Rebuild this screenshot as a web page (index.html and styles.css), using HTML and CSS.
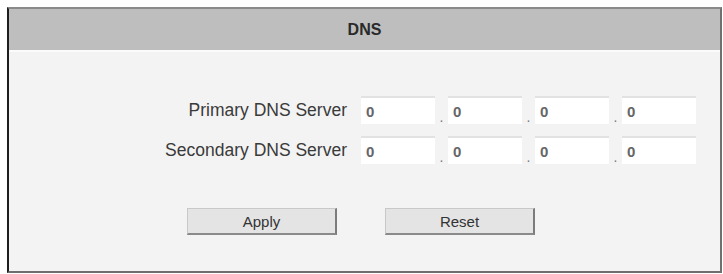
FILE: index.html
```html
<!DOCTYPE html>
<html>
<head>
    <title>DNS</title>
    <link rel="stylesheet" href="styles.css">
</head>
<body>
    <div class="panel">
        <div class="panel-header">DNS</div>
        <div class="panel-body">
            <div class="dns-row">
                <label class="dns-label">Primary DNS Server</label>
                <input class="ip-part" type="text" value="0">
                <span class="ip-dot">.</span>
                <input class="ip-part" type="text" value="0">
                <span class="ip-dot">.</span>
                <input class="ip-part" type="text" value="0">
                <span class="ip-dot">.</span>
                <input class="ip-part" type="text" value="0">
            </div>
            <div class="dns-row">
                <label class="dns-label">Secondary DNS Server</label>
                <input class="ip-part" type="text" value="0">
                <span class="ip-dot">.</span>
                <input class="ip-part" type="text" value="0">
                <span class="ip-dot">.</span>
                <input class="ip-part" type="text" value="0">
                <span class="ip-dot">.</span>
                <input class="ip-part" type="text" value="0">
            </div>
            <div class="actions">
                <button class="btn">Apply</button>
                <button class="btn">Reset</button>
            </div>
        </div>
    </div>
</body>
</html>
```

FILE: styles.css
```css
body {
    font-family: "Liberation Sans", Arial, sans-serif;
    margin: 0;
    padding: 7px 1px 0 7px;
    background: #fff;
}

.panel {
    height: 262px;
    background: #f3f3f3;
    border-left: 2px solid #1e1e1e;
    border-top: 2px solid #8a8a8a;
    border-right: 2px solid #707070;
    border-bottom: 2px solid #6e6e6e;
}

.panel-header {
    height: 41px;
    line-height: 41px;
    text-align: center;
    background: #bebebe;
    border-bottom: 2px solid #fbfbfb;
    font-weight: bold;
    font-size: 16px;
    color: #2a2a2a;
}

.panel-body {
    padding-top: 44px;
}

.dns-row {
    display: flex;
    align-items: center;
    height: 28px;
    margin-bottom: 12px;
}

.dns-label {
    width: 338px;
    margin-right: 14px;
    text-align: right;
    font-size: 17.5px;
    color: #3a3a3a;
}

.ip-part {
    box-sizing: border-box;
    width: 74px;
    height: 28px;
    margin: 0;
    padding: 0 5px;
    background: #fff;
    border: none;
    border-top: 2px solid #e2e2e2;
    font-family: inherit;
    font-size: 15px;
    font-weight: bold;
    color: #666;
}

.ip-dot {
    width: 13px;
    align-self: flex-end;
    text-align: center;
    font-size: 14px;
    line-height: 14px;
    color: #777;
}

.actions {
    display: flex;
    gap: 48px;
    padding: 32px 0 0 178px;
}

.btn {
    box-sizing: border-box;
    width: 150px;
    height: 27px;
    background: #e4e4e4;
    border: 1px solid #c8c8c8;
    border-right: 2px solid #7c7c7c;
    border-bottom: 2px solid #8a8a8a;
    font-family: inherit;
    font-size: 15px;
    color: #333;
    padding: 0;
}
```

- [Written problem]
Write out the listing above again, exactly, but with no pictures in the copy.

- [Result]
Rebuild this screenshot as a web page (index.html and styles.css), using HTML and CSS.
FILE: index.html
```html
<!DOCTYPE html>
<html>
<head>
    <title>DNS</title>
    <link rel="stylesheet" href="styles.css">
</head>
<body>
    <div class="panel">
        <div class="panel-header">DNS</div>
        <div class="panel-body">
            <div class="dns-row">
                <label class="dns-label">Primary DNS Server</label>
                <input class="ip-part" type="text" value="0">
                <span class="ip-dot">.</span>
                <input class="ip-part" type="text" value="0">
                <span class="ip-dot">.</span>
                <input class="ip-part" type="text" value="0">
                <span class="ip-dot">.</span>
                <input class="ip-part" type="text" value="0">
            </div>
            <div class="dns-row">
                <label class="dns-label">Secondary DNS Server</label>
                <input class="ip-part" type="text" value="0">
                <span class="ip-dot">.</span>
                <input class="ip-part" type="text" value="0">
                <span class="ip-dot">.</span>
                <input class="ip-part" type="text" value="0">
                <span class="ip-dot">.</span>
                <input class="ip-part" type="text" value="0">
            </div>
            <div class="actions">
                <button class="btn">Apply</button>
                <button class="btn">Reset</button>
            </div>
        </div>
    </div>
</body>
</html>
```

FILE: styles.css
```css
body {
    font-family: "Liberation Sans", Arial, sans-serif;
    margin: 0;
    padding: 7px 1px 0 7px;
    background: #fff;
}

.panel {
    height: 262px;
    background: #f3f3f3;
    border-left: 2px solid #1e1e1e;
    border-top: 2px solid #8a8a8a;
    border-right: 2px solid #707070;
    border-bottom: 2px solid #6e6e6e;
}

.panel-header {
    height: 41px;
    line-height: 41px;
    text-align: center;
    background: #bebebe;
    border-bottom: 2px solid #fbfbfb;
    font-weight: bold;
    font-size: 16px;
    color: #2a2a2a;
}

.panel-body {
    padding-top: 44px;
}

.dns-row {
    display: flex;
    align-items: center;
    height: 28px;
    margin-bottom: 12px;
}

.dns-label {
    width: 338px;
    margin-right: 14px;
    text-align: right;
    font-size: 17.5px;
    color: #3a3a3a;
}

.ip-part {
    box-sizing: border-box;
    width: 74px;
    height: 28px;
    margin: 0;
    padding: 0 5px;
    background: #fff;
    border: none;
    border-top: 2px solid #e2e2e2;
    font-family: inherit;
    font-size: 15px;
    font-weight: bold;
    color: #666;
}

.ip-dot {
    width: 13px;
    align-self: flex-end;
    text-align: center;
    font-size: 14px;
    line-height: 14px;
    color: #777;
}

.actions {
    display: flex;
    gap: 48px;
    padding: 32px 0 0 178px;
}

.btn {
    box-sizing: border-box;
    width: 150px;
    height: 27px;
    background: #e4e4e4;
    border: 1px solid #c8c8c8;
    border-right: 2px solid #7c7c7c;
    border-bottom: 2px solid #8a8a8a;
    font-family: inherit;
    font-size: 15px;
    color: #333;
    padding: 0;
}
```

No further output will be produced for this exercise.